Experts say Putin is preoccupied with his war of aggression in Ukraine and has called in foreign mercenaries from Central Asia as Russian forces have continued to experience severe setbacks in the eastern Donbas region. The United States, on the other hand, has little leverage or credibility in Central Asia, particularly after the August 2021 withdrawal from Afghanistan. Yet analysts on the area such as Koffler say there is an opportunity for the U.S. to expand its influence, but it has to be precise and without preconditions.

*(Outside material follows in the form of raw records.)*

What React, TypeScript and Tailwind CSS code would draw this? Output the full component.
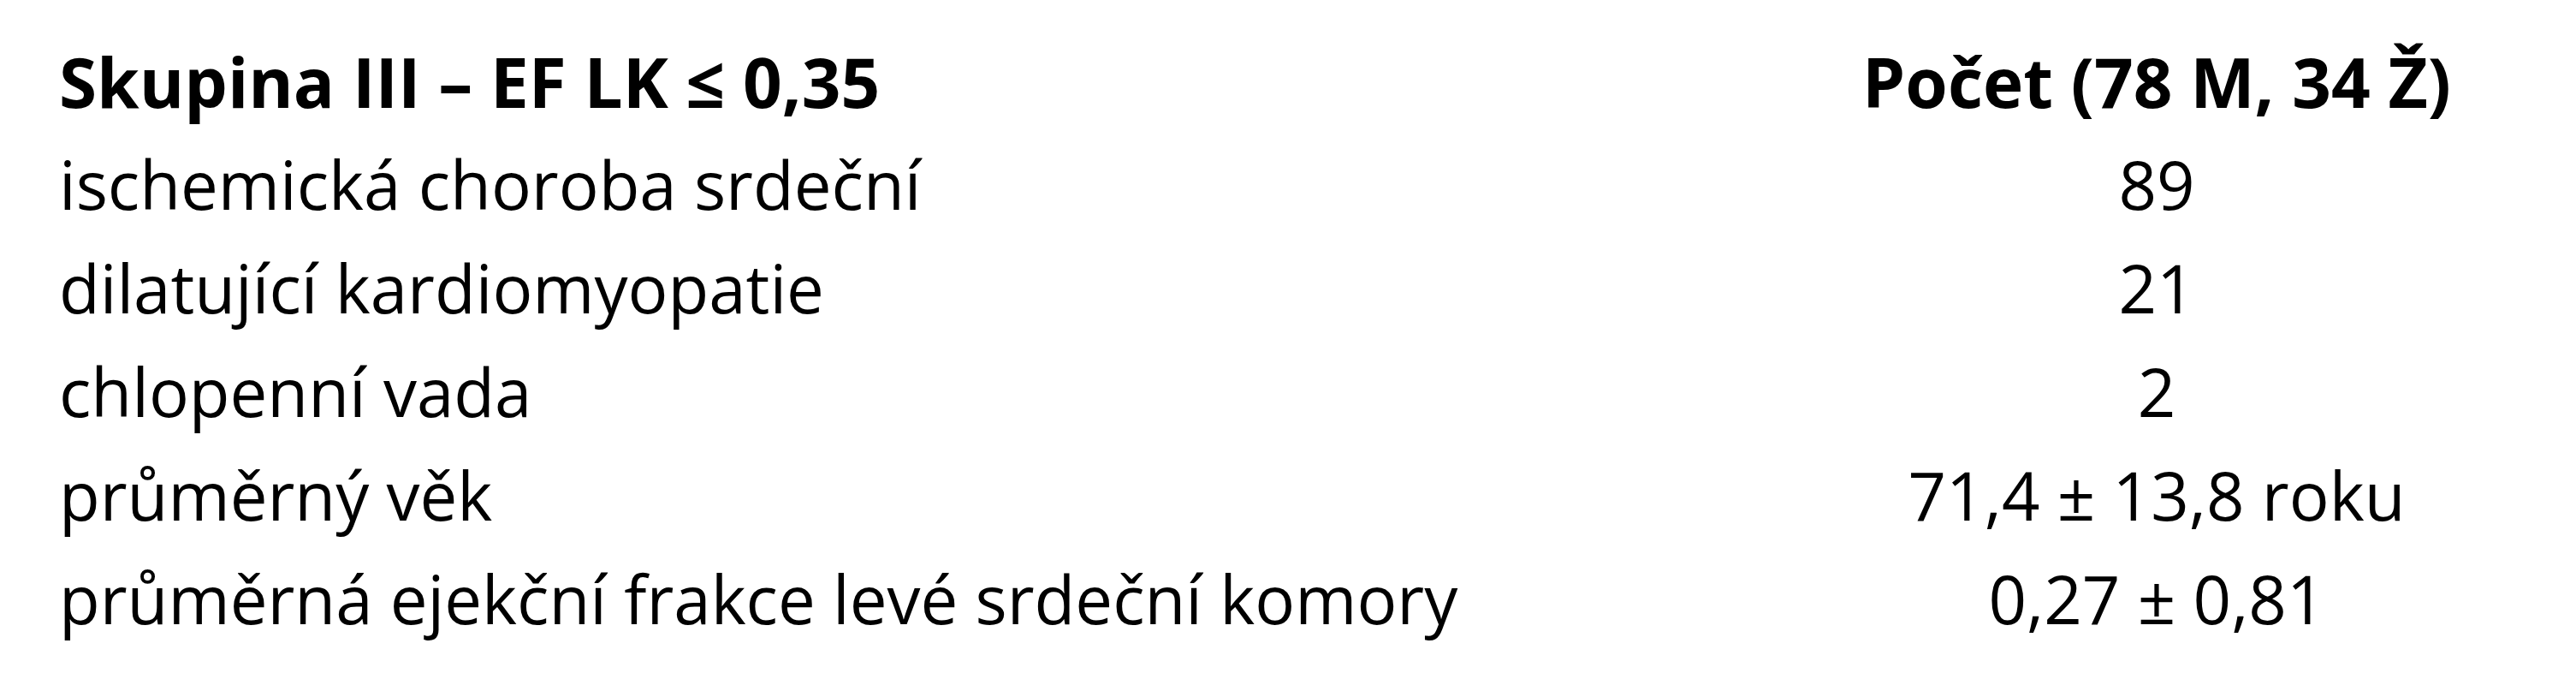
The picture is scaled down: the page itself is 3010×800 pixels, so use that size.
const rows = [
  { label: "ischemická choroba srdeční", value: "89" },
  { label: "dilatující kardiomyopatie", value: "21" },
  { label: "chlopenní vada", value: "2" },
  { label: "průměrný věk", value: "71,4 ± 13,8 roku" },
  { label: "průměrná ejekční frakce levé srdeční komory", value: "0,27 ± 0,81" },
];

export default function App() {
  return (
    <div
      className="w-[3010px] h-[800px] bg-white text-black pt-[34px] pl-[69px] text-[78px] leading-[121px]"
      style={{ fontFamily: '"Open Sans", "Noto Sans", sans-serif' }}
    >
      <div className="grid grid-cols-[1961px_980px]">
        <div className="font-bold text-[80px]">Skupina III – EF LK ≤ 0,35</div>
        <div className="font-bold text-[80px] text-center">Počet (78 M, 34 Ž)</div>
        {rows.map((row) => (
          <div key={row.label} className="contents">
            <div>{row.label}</div>
            <div className="text-center">{row.value}</div>
          </div>
        ))}
      </div>
    </div>
  );
}
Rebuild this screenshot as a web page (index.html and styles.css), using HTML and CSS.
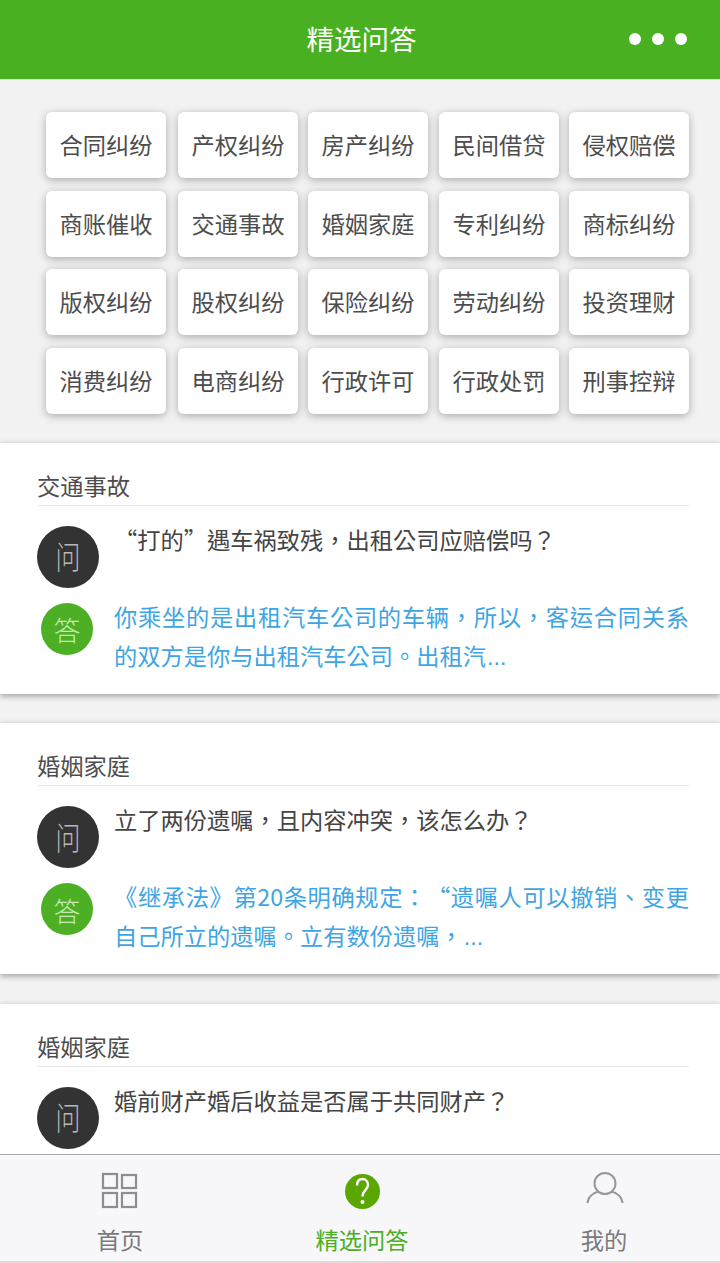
FILE: index.html
```html
<!DOCTYPE html>
<html lang="zh-CN">
<head>
<meta charset="utf-8">
<title>精选问答</title>
<link rel="stylesheet" href="styles.css">
</head>
<body>
<div class="app">
  <header class="topbar">
    <h1 class="topbar-title">精选问答</h1>
    <div class="dots"><i></i><i></i><i></i></div>
  </header>
  <main class="content">
    <nav class="cats">
      <a class="cat">合同纠纷</a><a class="cat">产权纠纷</a><a class="cat">房产纠纷</a><a class="cat">民间借贷</a><a class="cat">侵权赔偿</a>
      <a class="cat">商账催收</a><a class="cat">交通事故</a><a class="cat">婚姻家庭</a><a class="cat">专利纠纷</a><a class="cat">商标纠纷</a>
      <a class="cat">版权纠纷</a><a class="cat">股权纠纷</a><a class="cat">保险纠纷</a><a class="cat">劳动纠纷</a><a class="cat">投资理财</a>
      <a class="cat">消费纠纷</a><a class="cat">电商纠纷</a><a class="cat">行政许可</a><a class="cat">行政处罚</a><a class="cat">刑事控辩</a>
    </nav>
    <article class="card">
      <h2 class="card-title">交通事故</h2>
      <div class="q-row"><span class="badge-q"><b>问</b></span><p class="q-text" lang="zh-TW">“打的”遇车祸致残，出租公司应赔偿吗？</p></div>
      <div class="a-row"><span class="badge-a">答</span><div class="a-text" lang="zh-TW"><p class="a-full">你乘坐的是出租汽车公司的车辆，所以，客运合同关系</p><p class="a-last">的双方是你与出租汽车公司。出租汽<span class="ell">...</span></p></div></div>
    </article>
    <article class="card">
      <h2 class="card-title">婚姻家庭</h2>
      <div class="q-row"><span class="badge-q"><b>问</b></span><p class="q-text" lang="zh-TW">立了两份遗嘱，且内容冲突，该怎么办？</p></div>
      <div class="a-row"><span class="badge-a">答</span><div class="a-text" lang="zh-TW"><p class="a-full">《继承法》第20条明确规定：“遗嘱人可以撤销、变更</p><p class="a-last">自己所立的遗嘱。立有数份遗嘱，<span class="ell">...</span></p></div></div>
    </article>
    <article class="card">
      <h2 class="card-title">婚姻家庭</h2>
      <div class="q-row"><span class="badge-q"><b>问</b></span><p class="q-text" lang="zh-TW">婚前财产婚后收益是否属于共同财产？</p></div>
    </article>
  </main>
  <footer class="tabbar">
    <a class="tab">
      <svg class="tab-icon" viewBox="0 0 40 40" width="40" height="40" fill="none" stroke="#8e8e8e" stroke-width="2.2"><rect x="3" y="2" width="14" height="14"/><rect x="22" y="3" width="14" height="13"/><rect x="3" y="21" width="14" height="14"/><rect x="22" y="21" width="14" height="14"/></svg>
      <span>首页</span>
    </a>
    <a class="tab tab-on">
      <svg class="tab-icon" viewBox="0 0 40 40" width="40" height="40"><circle cx="20.5" cy="19.5" r="17.5" fill="#5aa700"/><path d="M15 13.5C15 9 17.5 7 20.5 7S26 9 26 13C26 17.5 20.5 18.5 20.5 24.5" fill="none" stroke="#fff" stroke-width="2.4"/><circle cx="20.5" cy="30" r="2" fill="#fff"/></svg>
      <span>精选问答</span>
    </a>
    <a class="tab">
      <svg class="tab-icon" viewBox="0 0 40 40" width="40" height="40" fill="none" stroke="#979797" stroke-width="2"><circle cx="21" cy="11.5" r="10.5"/><path d="M3.5 31C4 25 9 20.5 15 19.5M38.5 31C38 25 33 20.5 27 19.5"/></svg>
      <span>我的</span>
    </a>
  </footer>
</div>
</body>
</html>
```
FILE: styles.css
```css
* { box-sizing: border-box; }
html, body { margin: 0; padding: 0; height: 100%; overflow: hidden; }
body {
  font-family: "Noto Sans CJK SC", "Liberation Sans", sans-serif;
  background: #f2f2f2;
  color: #4d4d4d;
  text-spacing-trim: space-all;
}
.app { display: flex; flex-direction: column; height: 1263px; width: 720px; overflow: hidden; }

.topbar {
  flex: none;
  height: 80px;
  padding: 0 0 2px 3px;
  background: #49b022;
  border-bottom: 1px solid #d8e8d0;
  display: flex;
  align-items: center;
  justify-content: center;
  position: relative;
}
.topbar-title { margin: 0; font-size: 27.5px; font-weight: 400; color: #fff; line-height: 1; }
.dots { position: absolute; right: 33px; top: 33px; display: flex; gap: 11px; }
.dots i { width: 12px; height: 12px; border-radius: 50%; background: #fff; display: block; }

.content { flex: 1; min-height: 0; overflow: hidden; }

.cats {
  display: grid;
  grid-template-columns: 132px 130px 131px 130px 120px;
  grid-auto-rows: 66px;
  row-gap: 12.67px;
  padding: 32px 31px 29px 46px;
}
.cat {
  width: 120px;
  padding-bottom: 2px;
  display: flex;
  align-items: center;
  justify-content: center;
  background: #fff;
  border-radius: 6px;
  box-shadow: 0 2px 8px rgba(0, 0, 0, .3);
  font-size: 23.25px;
  color: #4d4d4d;
  white-space: nowrap;
}

.card {
  background: #fff;
  height: 251px;
  margin-bottom: 29.5px;
  padding: 26px 31px 0 37px;
  box-shadow: 0 2px 6px rgba(0, 0, 0, .35);
}
.card-title {
  margin: 0;
  height: 37px;
  border-bottom: 1px solid #e8e8e8;
  font-size: 23.25px;
  font-weight: 400;
  line-height: 33px;
  color: #4d4d4d;
}
.q-row { display: flex; margin-top: 20px; height: 62px; }
.badge-q {
  flex: none;
  width: 62px;
  height: 62px;
  border-radius: 50%;
  background: #333;
  color: #b8b8b8;
  font-size: 32px;
  display: flex;
  align-items: center;
  justify-content: center;
}
.badge-q b { display: block; margin-top: -3px; font-weight: 300; transform: scaleX(.78); line-height: 1; }
.q-text {
  margin: -5px 0 0 15px;
  font-family: "Noto Sans CJK TC", "Noto Sans CJK SC", sans-serif;
  font-size: 23.25px;
  line-height: 36px;
  color: #444;
  white-space: nowrap;
}
.a-row { display: flex; margin-top: 9px; }
.badge-a {
  flex: none;
  width: 52px;
  height: 52px;
  margin: 6px 0 0 4px;
  padding-top: 2px;
  border-radius: 50%;
  background: #4db024;
  color: #c4ebb2;
  font-size: 27px;
  font-weight: 300;
  display: flex;
  align-items: center;
  justify-content: center;
}
.a-text {
  flex: 1;
  margin: 0 0 0 21px;
  font-family: "Noto Sans CJK TC", "Noto Sans CJK SC", sans-serif;
  font-size: 23.25px;
  line-height: 39px;
  color: #3ea5e4;
}
.a-full { margin: 0; text-align: justify; text-align-last: justify; }
.a-last { margin: 0; }
.ell { margin-left: 1px; font-family: "Liberation Sans", sans-serif; }

.tabbar {
  flex: none;
  height: 109px;
  background: #f7f7fa;
  border-top: 1px solid #a8a8a8;
  border-bottom: 2px solid #dcdcdc;
  display: grid;
  grid-template-columns: 240px 244px 240px;
}
.tab {
  display: flex;
  flex-direction: column;
  align-items: center;
  font-size: 23.25px;
  color: #7a7a7a;
  line-height: 32px;
  padding-top: 17px;
}
.tab-icon { display: block; margin-bottom: 11px; }
.tab-on { color: #4cae25; }
```
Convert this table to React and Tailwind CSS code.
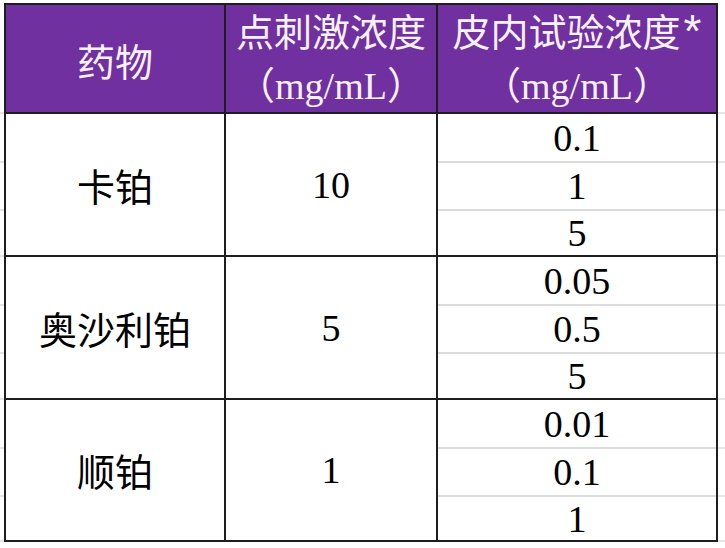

"If the U.S. seeks to democratize the region, it’s a doomed project, that the Central Asian and Western cultures are vastly different. These are very authoritarian states that prioritize the primacy of the state versus the individual. Human rights is not the language they understand. If the U.S. were to pursue purely transactional relationships, then it’s possible. There’s a precedent for that, for example the U.S. previously maintaining a military base in Kyrgyzstan, operated by the U.S. Air Force. There’s always an opportunity for the U.S., being the driver of the world’s innovation and expertise in high-tech, medicine and other industries, to have business relationships with any regime," she noted.
The recent conflict between two former Soviet republics reveals the tensions that remain 30 years after the collapse of the Soviet Union and the formation of newly independent nations.
"There are different Soviet maps dating from different years showing different lines and on the ground that each side pulls out from time to time to make its case. The borders never really were well-defined, especially in the more rugged and untamed parts of the border" Gavin Helf, Central Asia expert at the United States Institute of Peace, told Fox News.
The crisis between Tajikistan and Kyrgyzstan is not the only conflict to flare in the post-Soviet space. Armenia and Azerbaijan are also locked in a decades-long conflict over disputed territory that was inherited following the breakup of the Soviet Union. Most recently, Armenia and Azerbaijan clashed at their disputed border and saw over 100 service members killed on both sides.
Normally, Russia would intervene diplomatically in its neighborhood to bring such a conflict to a resolution, but Putin isn’t even inserting himself between the two countries. This lack of interest, to some, is a clear sign of Russia’s decreasing influence.
"I think of this as a deflation of Russian influence, which will persist if Russia’s war in Ukraine drags on and if Russia loses and turns inward for a time. All these conflicts are not new, but there’s room now for them to spring up again, or new room for them to be solved without Russia putting a finger on the scale," USIP’s Helf said.